** START Information given **

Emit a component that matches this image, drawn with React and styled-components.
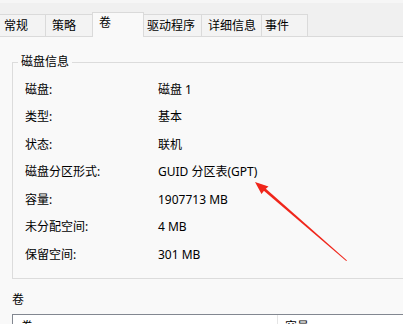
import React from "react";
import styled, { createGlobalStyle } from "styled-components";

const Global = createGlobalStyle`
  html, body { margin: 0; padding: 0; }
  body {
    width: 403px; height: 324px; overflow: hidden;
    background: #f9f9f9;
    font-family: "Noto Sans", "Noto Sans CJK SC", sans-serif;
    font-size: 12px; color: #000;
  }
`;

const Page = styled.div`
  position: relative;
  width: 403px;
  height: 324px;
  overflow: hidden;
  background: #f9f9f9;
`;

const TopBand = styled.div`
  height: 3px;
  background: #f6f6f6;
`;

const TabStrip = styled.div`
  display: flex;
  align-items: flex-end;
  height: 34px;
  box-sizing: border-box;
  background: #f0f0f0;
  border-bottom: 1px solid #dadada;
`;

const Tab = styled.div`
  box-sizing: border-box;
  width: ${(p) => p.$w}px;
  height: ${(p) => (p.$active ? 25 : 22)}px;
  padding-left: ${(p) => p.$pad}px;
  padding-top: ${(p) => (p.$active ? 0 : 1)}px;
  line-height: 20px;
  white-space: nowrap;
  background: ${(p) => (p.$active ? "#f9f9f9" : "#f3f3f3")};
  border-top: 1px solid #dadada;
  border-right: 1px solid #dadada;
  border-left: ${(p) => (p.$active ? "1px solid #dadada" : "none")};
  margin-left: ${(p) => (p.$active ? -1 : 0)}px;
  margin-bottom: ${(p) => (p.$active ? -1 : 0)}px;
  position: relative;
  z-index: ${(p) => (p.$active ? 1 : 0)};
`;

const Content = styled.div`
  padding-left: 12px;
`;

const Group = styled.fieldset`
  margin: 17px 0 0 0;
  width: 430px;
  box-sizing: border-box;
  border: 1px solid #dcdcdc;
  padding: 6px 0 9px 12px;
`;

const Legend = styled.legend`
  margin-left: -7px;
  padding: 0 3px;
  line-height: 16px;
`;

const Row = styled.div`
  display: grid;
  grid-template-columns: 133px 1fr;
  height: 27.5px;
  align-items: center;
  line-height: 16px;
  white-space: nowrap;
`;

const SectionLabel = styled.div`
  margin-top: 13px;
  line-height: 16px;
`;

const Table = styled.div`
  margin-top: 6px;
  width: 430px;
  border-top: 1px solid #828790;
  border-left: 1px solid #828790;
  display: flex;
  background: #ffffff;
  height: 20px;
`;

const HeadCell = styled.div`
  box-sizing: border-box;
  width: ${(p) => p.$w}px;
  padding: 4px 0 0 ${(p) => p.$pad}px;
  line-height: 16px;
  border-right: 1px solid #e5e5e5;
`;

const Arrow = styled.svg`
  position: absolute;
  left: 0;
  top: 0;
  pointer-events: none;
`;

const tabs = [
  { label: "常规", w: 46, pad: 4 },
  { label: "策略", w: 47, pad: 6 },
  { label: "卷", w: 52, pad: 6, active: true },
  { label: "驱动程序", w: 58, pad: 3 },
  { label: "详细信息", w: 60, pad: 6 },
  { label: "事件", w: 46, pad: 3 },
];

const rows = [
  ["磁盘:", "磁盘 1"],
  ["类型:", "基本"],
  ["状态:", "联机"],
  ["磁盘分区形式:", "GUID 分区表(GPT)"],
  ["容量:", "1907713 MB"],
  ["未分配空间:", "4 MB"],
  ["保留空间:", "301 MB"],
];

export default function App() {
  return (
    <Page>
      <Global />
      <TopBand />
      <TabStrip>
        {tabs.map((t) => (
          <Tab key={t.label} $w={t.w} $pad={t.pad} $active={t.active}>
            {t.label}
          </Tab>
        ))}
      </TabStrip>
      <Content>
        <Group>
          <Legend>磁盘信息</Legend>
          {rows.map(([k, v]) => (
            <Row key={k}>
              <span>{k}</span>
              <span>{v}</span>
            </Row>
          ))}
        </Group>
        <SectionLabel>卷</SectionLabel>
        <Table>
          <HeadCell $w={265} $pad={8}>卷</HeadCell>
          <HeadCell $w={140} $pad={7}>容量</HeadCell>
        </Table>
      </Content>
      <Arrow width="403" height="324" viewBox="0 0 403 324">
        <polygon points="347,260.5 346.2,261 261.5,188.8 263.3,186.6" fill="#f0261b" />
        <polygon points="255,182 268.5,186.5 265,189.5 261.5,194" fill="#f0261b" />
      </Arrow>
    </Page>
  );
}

** END Information given **
** START Information given **

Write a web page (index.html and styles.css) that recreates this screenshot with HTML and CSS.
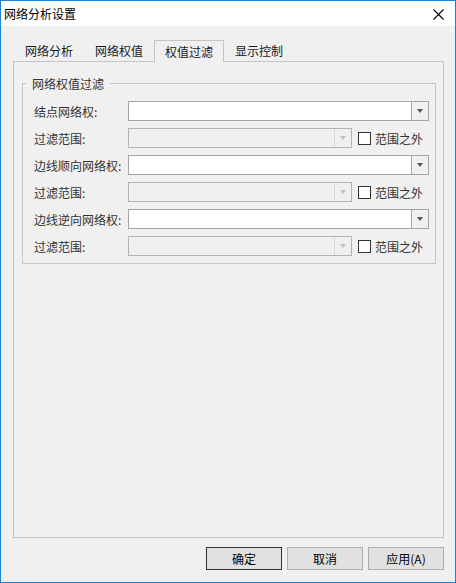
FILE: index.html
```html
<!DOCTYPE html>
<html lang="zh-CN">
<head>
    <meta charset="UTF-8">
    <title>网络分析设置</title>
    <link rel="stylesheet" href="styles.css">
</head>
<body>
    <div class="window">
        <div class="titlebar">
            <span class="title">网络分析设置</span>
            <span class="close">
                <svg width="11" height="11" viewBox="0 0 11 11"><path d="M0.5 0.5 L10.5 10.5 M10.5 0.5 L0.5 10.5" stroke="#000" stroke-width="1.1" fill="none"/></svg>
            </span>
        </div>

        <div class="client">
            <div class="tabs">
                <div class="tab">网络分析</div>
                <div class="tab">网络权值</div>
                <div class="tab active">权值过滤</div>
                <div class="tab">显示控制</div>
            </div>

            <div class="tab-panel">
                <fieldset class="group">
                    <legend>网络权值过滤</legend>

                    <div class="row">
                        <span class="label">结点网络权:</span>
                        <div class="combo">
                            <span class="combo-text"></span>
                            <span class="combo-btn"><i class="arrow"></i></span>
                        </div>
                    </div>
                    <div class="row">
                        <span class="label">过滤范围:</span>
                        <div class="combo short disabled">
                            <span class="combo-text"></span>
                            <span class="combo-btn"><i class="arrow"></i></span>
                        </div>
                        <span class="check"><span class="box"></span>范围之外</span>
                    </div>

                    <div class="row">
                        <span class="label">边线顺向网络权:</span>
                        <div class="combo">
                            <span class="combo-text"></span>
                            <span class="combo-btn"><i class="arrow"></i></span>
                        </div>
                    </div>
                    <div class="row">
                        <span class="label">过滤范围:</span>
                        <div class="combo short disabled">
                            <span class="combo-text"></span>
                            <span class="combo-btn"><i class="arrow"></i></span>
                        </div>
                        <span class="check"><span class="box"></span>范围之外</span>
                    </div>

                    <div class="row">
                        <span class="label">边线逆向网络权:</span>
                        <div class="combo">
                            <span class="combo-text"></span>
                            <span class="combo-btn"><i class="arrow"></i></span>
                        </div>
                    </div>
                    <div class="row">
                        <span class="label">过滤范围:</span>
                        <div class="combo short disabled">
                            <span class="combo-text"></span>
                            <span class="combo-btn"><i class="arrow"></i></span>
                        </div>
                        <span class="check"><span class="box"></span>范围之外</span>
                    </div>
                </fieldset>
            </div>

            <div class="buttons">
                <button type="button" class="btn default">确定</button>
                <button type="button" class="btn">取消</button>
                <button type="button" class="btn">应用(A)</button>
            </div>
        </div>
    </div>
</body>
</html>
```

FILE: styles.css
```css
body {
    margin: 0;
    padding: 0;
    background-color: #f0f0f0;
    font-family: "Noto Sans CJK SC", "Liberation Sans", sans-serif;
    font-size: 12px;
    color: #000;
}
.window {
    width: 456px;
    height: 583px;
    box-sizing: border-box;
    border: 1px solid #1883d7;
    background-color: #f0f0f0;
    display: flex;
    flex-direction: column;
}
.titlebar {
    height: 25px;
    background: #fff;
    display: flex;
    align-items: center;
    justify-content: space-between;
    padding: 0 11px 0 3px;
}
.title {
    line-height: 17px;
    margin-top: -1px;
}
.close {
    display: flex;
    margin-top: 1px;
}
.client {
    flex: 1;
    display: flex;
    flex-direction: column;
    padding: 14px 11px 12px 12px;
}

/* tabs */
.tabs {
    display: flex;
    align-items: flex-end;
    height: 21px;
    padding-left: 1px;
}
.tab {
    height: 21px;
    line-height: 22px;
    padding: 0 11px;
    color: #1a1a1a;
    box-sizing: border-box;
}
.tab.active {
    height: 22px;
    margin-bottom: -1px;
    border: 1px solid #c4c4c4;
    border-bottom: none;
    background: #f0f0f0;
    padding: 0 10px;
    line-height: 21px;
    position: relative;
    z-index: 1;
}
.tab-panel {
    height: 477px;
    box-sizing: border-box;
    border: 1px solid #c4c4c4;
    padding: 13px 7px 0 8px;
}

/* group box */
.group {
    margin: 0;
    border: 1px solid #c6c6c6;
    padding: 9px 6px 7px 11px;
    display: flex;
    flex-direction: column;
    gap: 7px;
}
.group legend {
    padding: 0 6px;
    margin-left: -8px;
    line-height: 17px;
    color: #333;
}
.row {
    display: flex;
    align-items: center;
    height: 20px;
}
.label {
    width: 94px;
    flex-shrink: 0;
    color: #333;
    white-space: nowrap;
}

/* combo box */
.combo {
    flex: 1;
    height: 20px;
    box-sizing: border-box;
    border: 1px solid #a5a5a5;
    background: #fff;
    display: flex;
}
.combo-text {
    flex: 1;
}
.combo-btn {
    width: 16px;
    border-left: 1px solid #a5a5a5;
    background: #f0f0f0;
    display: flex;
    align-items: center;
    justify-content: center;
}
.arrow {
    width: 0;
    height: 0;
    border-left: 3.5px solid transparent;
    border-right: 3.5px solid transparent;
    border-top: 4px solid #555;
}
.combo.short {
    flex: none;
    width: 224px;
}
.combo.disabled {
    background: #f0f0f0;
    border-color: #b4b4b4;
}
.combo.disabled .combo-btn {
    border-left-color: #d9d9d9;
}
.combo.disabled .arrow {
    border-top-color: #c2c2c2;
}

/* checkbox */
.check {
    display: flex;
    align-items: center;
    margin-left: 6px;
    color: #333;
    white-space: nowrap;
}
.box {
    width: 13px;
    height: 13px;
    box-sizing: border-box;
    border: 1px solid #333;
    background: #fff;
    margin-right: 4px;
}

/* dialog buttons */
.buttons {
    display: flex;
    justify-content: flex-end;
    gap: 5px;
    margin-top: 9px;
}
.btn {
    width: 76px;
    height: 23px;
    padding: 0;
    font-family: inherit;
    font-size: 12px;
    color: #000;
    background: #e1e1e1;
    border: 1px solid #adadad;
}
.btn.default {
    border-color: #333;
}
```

** END Information given **

Problem to work on: Using the records above, gather all lines where the string "styles" is present.

Completed exercise:
Write a web page (index.html and styles.css) that recreates this screenshot with HTML and CSS.
    <link rel="stylesheet" href="styles.css">
FILE: styles.css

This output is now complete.